After some six years of regulatory stops and starts, the Nasdaq Stock Exchange is finally scheduled to begin operating this month. Nasdaq's exchange application was approved in January, but the Securities and Exchange Commission stipulated a number of conditions before it could actually go ahead with operations. This included approval of a trade reporting facility (TRF) through a limited liability corporation and integration of its INET, Brut and SuperMontage trading platforms.

Nasdaq has always operated under the NASD as a national securities association. It is now approved by the SEC as a national securities exchange.

Nasdaq's plan was to be operational as an exchange in Nasdaq-listed issues on August 1, Nasdaq officials said. The second step in the exchange rollout would be trading in other exchange-listed securities beginning in September.

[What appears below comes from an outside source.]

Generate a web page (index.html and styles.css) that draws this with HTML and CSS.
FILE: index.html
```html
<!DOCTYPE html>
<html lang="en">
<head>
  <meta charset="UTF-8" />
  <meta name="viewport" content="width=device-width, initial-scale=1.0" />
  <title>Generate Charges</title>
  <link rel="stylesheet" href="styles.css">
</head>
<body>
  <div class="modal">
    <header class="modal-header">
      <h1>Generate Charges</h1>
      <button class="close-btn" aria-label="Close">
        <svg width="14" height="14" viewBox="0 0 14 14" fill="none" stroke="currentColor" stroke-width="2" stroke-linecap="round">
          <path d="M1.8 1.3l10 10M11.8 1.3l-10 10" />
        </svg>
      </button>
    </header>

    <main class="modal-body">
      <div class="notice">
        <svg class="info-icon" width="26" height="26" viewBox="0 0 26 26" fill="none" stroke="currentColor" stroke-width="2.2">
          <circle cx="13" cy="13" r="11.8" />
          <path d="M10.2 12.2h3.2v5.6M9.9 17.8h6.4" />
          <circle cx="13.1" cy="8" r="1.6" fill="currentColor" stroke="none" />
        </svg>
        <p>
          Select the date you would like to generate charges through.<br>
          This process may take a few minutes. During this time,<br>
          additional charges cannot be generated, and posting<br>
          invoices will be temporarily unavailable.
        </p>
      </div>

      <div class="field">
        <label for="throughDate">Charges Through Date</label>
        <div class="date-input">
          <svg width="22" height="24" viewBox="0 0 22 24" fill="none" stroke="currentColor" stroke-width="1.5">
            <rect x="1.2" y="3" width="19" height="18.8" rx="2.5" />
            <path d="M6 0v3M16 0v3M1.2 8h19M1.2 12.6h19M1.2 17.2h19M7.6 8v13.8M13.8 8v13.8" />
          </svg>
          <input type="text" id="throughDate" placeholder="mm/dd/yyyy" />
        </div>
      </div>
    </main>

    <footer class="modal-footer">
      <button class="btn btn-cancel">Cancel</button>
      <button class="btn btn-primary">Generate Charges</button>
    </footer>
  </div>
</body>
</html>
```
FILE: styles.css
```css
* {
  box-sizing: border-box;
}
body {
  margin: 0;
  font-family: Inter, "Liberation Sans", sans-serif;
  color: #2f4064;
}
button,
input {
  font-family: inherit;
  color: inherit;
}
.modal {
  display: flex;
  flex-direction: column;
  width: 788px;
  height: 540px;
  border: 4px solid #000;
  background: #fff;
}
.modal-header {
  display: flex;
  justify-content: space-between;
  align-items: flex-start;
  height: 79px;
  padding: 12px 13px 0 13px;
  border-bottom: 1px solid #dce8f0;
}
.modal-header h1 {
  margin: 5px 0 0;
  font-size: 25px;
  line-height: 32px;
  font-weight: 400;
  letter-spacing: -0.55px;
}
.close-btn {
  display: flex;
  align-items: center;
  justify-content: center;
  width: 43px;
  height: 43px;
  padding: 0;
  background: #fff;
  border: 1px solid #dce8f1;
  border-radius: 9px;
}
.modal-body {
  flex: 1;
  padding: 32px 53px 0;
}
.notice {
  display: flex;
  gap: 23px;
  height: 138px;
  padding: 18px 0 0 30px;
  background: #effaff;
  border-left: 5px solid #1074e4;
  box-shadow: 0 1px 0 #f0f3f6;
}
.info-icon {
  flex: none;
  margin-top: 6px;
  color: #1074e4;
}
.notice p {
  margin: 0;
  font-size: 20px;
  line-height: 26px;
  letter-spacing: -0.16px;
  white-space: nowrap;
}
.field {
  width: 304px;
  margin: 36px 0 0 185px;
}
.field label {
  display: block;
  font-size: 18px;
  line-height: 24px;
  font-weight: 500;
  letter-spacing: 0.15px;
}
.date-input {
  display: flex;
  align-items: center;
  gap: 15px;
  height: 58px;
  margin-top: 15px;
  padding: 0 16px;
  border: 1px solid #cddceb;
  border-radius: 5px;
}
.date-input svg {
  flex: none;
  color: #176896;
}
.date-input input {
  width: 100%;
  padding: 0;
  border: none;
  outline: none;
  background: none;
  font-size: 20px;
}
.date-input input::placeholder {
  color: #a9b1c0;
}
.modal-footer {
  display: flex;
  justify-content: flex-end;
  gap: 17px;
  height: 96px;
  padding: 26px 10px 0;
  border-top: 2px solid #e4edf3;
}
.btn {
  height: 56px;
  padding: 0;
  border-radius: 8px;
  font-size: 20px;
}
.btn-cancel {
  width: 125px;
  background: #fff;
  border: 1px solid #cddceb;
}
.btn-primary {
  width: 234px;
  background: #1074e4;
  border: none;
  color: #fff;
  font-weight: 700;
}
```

The approval came just a few weeks before the SEC also gave the green light to Nasdaq to merge its three trading platforms. Nasdaq officials said the single book will provide improved execution rates and quicker fills.

Exchange registration allows Nasdaq to operate independently of its one-time parent, the NASD. Now that Nasdaq is a securities exchange, it will change its corporate form. Nasdaq, in its previous form, the Nasdaq Stock Market Inc, will become a holding company. It will contain a newly formed subsidiary, the Nasdaq Stock Market LLC.

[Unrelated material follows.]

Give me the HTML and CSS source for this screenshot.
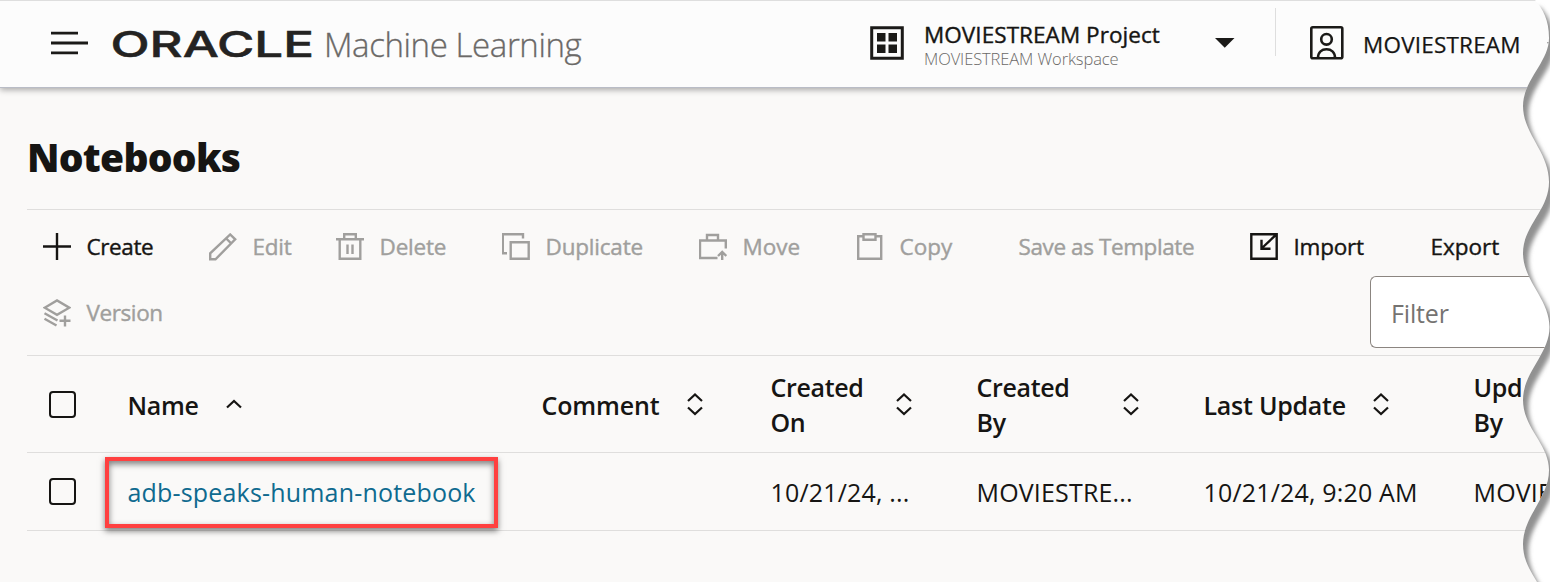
FILE: index.html
```html
<!DOCTYPE html>
<html lang="en">
<head>
<meta charset="utf-8">
<title>Oracle Machine Learning - Notebooks</title>
<link rel="stylesheet" href="styles.css">
</head>
<body>
<header class="topbar">
  <svg class="menu" width="38" height="24" viewBox="0 0 38 24"><path d="M0 2.200h27M0 12h37M0 21.900h27" stroke="#1b1a18" stroke-width="2.800" fill="none"/></svg>
  <svg class="logo" width="202" height="30" viewBox="0 0 202 30"><text x="-1.500" y="28" textLength="203.500" lengthAdjust="spacingAndGlyphs">ORACLE</text></svg>
  <span class="product">Machine Learning</span>
  <div class="project">
    <svg width="34" height="34" viewBox="0 0 34 34"><path d="M1.700 1.700h30.600v30.600H1.700z" fill="none" stroke="#1b1a18" stroke-width="3"/><path d="M7 7h8.500v8.500H7zM18.500 7h8.500v8.500h-8.500zM7 18.500h8.500V27H7zM18.500 18.500h8.500V27h-8.500z" fill="#1b1a18"/></svg>
    <div class="project-text">
      <div class="project-name">MOVIESTREAM Project</div>
      <div class="workspace">MOVIESTREAM Workspace</div>
    </div>
    <svg class="caret" width="20" height="10" viewBox="0 0 20 10"><path d="M0 0h19.500L9.750 9.800z" fill="#1b1a18"/></svg>
  </div>
  <div class="user">
    <svg width="34" height="34" viewBox="0 0 34 34" fill="none" stroke="#1b1a18" stroke-width="2.600"><rect x="1.300" y="1.300" width="31" height="31" rx="1.500"/><circle cx="16.500" cy="13.300" r="5.300"/><path d="M8 32c0-6 4-8.800 8.500-8.800s8.500 2.800 8.500 8.800"/></svg>
    <span class="user-name">MOVIESTREAM</span>
    <svg class="user-caret" width="20" height="10" viewBox="0 0 20 10"><path d="M0 0h19.500L9.750 9.800z" fill="#1b1a18"/></svg>
  </div>
</header>
<main class="page">
  <h1 class="title">Notebooks</h1>
  <div class="toolbar">
    <div class="tool on create"><svg width="28" height="28"><path d="M14 0v27M0 13.500h28"/></svg><span>Create</span></div>
    <div class="tool"><svg width="28" height="28"><path d="M1.200 26.300v-6L21.200 1.500l5 4.800L6.500 26.300zM17.200 5.500l5 4.800"/></svg><span>Edit</span></div>
    <div class="tool"><svg width="28" height="28"><path d="M0 6.200h28M3.700 6.500v19.300h20.600V6.500M8.200 6V1.200h11.600V6M11.500 11.500V21M16.500 11.500V21"/></svg><span>Delete</span></div>
    <div class="tool"><svg width="28" height="28"><path d="M5 20.300H.8V1.200h20.200V5.500M8.700 9.200h18v16.600h-18z"/></svg><span>Duplicate</span></div>
    <div class="tool loose"><svg width="28" height="28"><path d="M18.500 25H1V7.500h25.800V15.500M8 7V2h11v5M23.200 27v-7M19 23l4.200-4 4.200 4"/></svg><span>Move</span></div>
    <div class="tool loose"><svg width="28" height="28"><path d="M7.500 3.200H2.200v22.600h23V3.200h-5.200M7.500 1.200h12v5.600h-12z"/></svg><span>Copy</span></div>
    <div class="tool template"><span>Save as Template</span></div>
    <div class="tool on"><svg width="28" height="28"><path d="M1.300 1.300h25.400v24.400H1.300zM26.500 1.300L11.500 15.500M11.500 6.700v9H20.500"/></svg><span>Import</span></div>
    <div class="tool on export"><span>Export</span></div>
    <div class="tool version"><svg width="28" height="28"><path d="M1.700 8.700L14 1.500l12.300 7.200L14 15.900zM1.500 14.200l13 7.300M1.500 19.700l12 6.800M16.500 21.800h11M22 16.500v11"/></svg><span>Version</span></div>
    <div class="filter">Filter</div>
  </div>
  <div class="grid head">
    <div><i class="check"></i></div>
    <div class="cell name"><span>Name</span><svg class="sort" width="16" height="24"><path d="M1 15.500l7-6.500 7 6.500"/></svg></div>
    <div class="cell comment"><span>Comment</span><svg class="sort" width="16" height="24"><path d="M1 9l7-6.500L15 9M1 15.500l7 6.500 7-6.500"/></svg></div>
    <div class="cell created-on"><div>Created<br>On</div><svg class="sort" width="16" height="24"><path d="M1 9l7-6.500L15 9M1 15.500l7 6.500 7-6.500"/></svg></div>
    <div class="cell created-by"><div>Created<br>By</div><svg class="sort" width="16" height="24"><path d="M1 9l7-6.500L15 9M1 15.500l7 6.500 7-6.500"/></svg></div>
    <div class="cell last"><span>Last Update</span><svg class="sort" width="16" height="24"><path d="M1 9l7-6.500L15 9M1 15.500l7 6.500 7-6.500"/></svg></div>
    <div class="cell"><div>Upd<br>By</div></div>
  </div>
  <div class="grid row">
    <div><i class="check"></i></div>
    <div class="link">adb-speaks-human-notebook<div class="highlight"></div></div>
    <div></div>
    <div>10/21/24, ...</div>
    <div>MOVIESTRE...</div>
    <div>10/21/24, 9:20 AM</div>
    <div>MOVIE</div>
  </div>
</main>
<svg class="torn" width="50" height="582" viewBox="0 0 50 582">
  <defs>
    <clipPath id="paper"><path d="M35 0C43 9 49 20 49 38C49 62 23 80 23 106C23 134 49 152 49 182C49 210 23 226 23 253C23 281 49.500 299 49.500 327C49.500 354 23 372 23 400C23 428 49 444 49 470C49 498 23 516 23 544C23 560 30 570 37 582H50V0z"/></clipPath>
    <filter id="soft" x="-50%" y="-5%" width="200%" height="110%"><feGaussianBlur stdDeviation="2"/></filter>
  </defs>
  <g clip-path="url(#paper)">
    <path d="M0 0h50v582H0z" fill="#fff"/>
    <path filter="url(#soft)" transform="translate(5.500 7.500)" fill="#919191" d="M-40 0H35C43 9 49 20 49 38C49 62 23 80 23 106C23 134 49 152 49 182C49 210 23 226 23 253C23 281 49.500 299 49.500 327C49.500 354 23 372 23 400C23 428 49 444 49 470C49 498 23 516 23 544C23 560 30 570 37 582H-40z"/>
  </g>
</svg>
</body>
</html>
```
FILE: styles.css
```css
* { box-sizing: border-box; }
body {
  margin: 0;
  width: 1550px;
  height: 582px;
  overflow: hidden;
  background: #faf9f8;
  color: #161513;
  font-family: "Open Sans", "Noto Sans", sans-serif;
  position: relative;
}
svg { display: block; flex: none; }

/* Top bar */
.topbar {
  height: 88px;
  display: flex;
  align-items: flex-start;
  padding-left: 51px;
  background: #fcfcfc;
  border-top: 1px solid #dedede;
  border-bottom: 1px solid #b9bcc6;
  box-shadow: 0 2px 6px rgba(0, 0, 0, .32);
  white-space: nowrap;
}
.menu { margin-top: 30px; }
.logo { margin: 28px 0 0 23px; overflow: visible; }
.logo text { font: 500 36px "Inter", sans-serif; fill: #242322; stroke: #242322; stroke-width: .5px; }
.product {
  width: 546px;
  margin: 24px 0 0 10px;
  font-size: 33px;
  line-height: 40px;
  font-weight: 300;
  letter-spacing: -.4px;
  color: #6b6967;
  -webkit-text-stroke: .3px #6b6967;
}
.project { display: flex; margin-top: 25px; width: 405px; }
.project-text { width: 291px; margin: -4px 0 0 20px; }
.project-name { font-size: 22.500px; line-height: 26px; letter-spacing: .06px; -webkit-text-stroke: .4px #161513; }
.workspace { font-size: 16.500px; line-height: 22px; font-weight: 300; letter-spacing: -.1px; color: #6b6967; }
.caret { margin-top: 12px; }
.user { display: flex; padding: 18px 0 12px 34px; width: 274px; height: 48px; margin-top: 7px; border-left: 1px solid #dedede; overflow: visible; }
.user-name { font-size: 22.500px; line-height: 30px; margin: 4px 0 0 19px; width: 184px; letter-spacing: .2px; -webkit-text-stroke: .25px #161513; }
.user-caret { width: 2px; margin-top: 12px; }

/* Page heading and toolbar */
.page { padding: 45px 0 0 27px; }
.title { margin: 0; height: 76px; font-size: 39px; line-height: 48px; font-weight: 800; letter-spacing: -.76px; }
.toolbar {
  display: grid;
  grid-template-columns: 166px 127px 166px 197px 157px 162px 232px 180px minmax(0, 1fr);
  grid-template-rows: 66px 79px;
  border-top: 1px solid #dfdedd;
  padding-left: 16px;
}
.tool {
  display: flex;
  gap: 16px;
  height: 28px;
  margin-top: 23px;
  line-height: 28px;
  font-size: 22.500px;
  letter-spacing: -.2px;
  color: #a09f9d;
  white-space: nowrap;
  -webkit-text-stroke: .4px currentColor;
}
.tool span { margin-left: -.5px; }
.tool.loose { letter-spacing: -.02px; }
.tool.create, .tool.template, .tool.version { letter-spacing: -.4px; }
.tool.template, .tool.export { padding-left: 1px; }
.tool.export { letter-spacing: 0; }
.tool svg path { fill: none; stroke: #a09f9d; stroke-width: 2.400; }
.tool.on { color: #161513; }
.tool.on svg path { stroke: #161513; }
.filter {
  grid-column: 7 / -1;
  height: 72px;
  margin-left: 352px;
  padding-left: 20px;
  border: 1px solid #8b8580;
  border-right: 0;
  border-radius: 6px 0 0 6px;
  background: #fff;
  color: #757371;
  font-size: 25px;
  line-height: 73px;
  letter-spacing: -.15px;
}

/* Notebook table */
.grid {
  display: grid;
  grid-template-columns: 100.500px 414px 229px 206px 227px 270px minmax(0, 1fr);
  align-items: center;
  border-top: 1px solid #dfdedd;
  font-size: 25px;
  white-space: nowrap;
  letter-spacing: .17px;
}
.head { height: 97px; font-weight: 600; line-height: 35px; letter-spacing: -.35px; }
.row { height: 79px; border-bottom: 1px solid #dfdedd; }
.cell { display: flex; align-items: center; gap: 28px; padding-top: 2px; }
.cell.comment { letter-spacing: -.15px; }
.cell.last { letter-spacing: -.25px; gap: 27px; }
.cell.created-on { gap: 33px; }
.cell.created-by { gap: 54px; }
.check { display: block; width: 27px; height: 27px; border: 2px solid #161513; border-radius: 4px; margin-left: 22px; }
.sort { margin-top: -2px; fill: none; stroke: #161513; stroke-width: 2.200; }
.link { color: #0f6a8f; position: relative; letter-spacing: .18px; }
.highlight {
  position: absolute;
  left: -22.500px;
  top: -18px;
  width: 393px;
  height: 71px;
  border: 4px solid #ff4040;
  box-shadow: 0 3px 6px rgba(0, 0, 0, .5), inset 0 3px 6px rgba(0, 0, 0, .5);
}

/* Torn paper edge over the right side */
.torn { position: absolute; right: 0; top: 0; }
```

As an SRO, Nasdaq will have its own rules governing trading, membership and regulation. It will also have the authority to interpret those rules.

Nasdaq got its way, but now its competitors are gunning for it.

Despite opposition from the New York Stock Exchange and other exchanges, Nasdaq and the NASD managed to convince the Securities and Exchange Commission to approve their jointly operated TRF.

More TRFs

The new facility was deemed under the control of the NASD and not Nasdaq by the SEC, which permits Nasdaq to benefit monetarily from the trade reporting fees paid by broker-dealers that internalize, or trade against, customer orders. Simply as a traditional exchange, which Nasdaq became earlier this year, it would not be allowed to do so.

Yet in approving the NASD/Nasdaq partnership, the SEC opened the door for other exchanges to set up their own TRFs with the NASD, possibly providing Nasdaq with some competition.

The New York, the Chicago and the National, are lining up to start their own TRFs with the NASD.

NYSE officials, conceding that Nasdaq got most of what it wanted in the much-debated plan, said now they will look at ways of "displacing" Nasdaq as the conduit for processing off-exchange prints. This means NYSE is also exploring its own TRF, said one Big Board official.

"While we continue to believe that internalization of retail orders is inconsistent with good public policy, we recognize the benefits often derived from block facilitation trades in reducing market impact costs and so we will assess the most practical way to adapt to the TRF's approval by broadening our processing services," said Robert McSweeney, senior vice president, competitive position, NYSE,

And McSweeney noted that all off-exchange print business is now up for grabs. Thirty percent of volume reported by Nasdaq in its listed stocks and 15 percent by Nasdaq in NYSE stocks will be "available for TRF processing," he noted.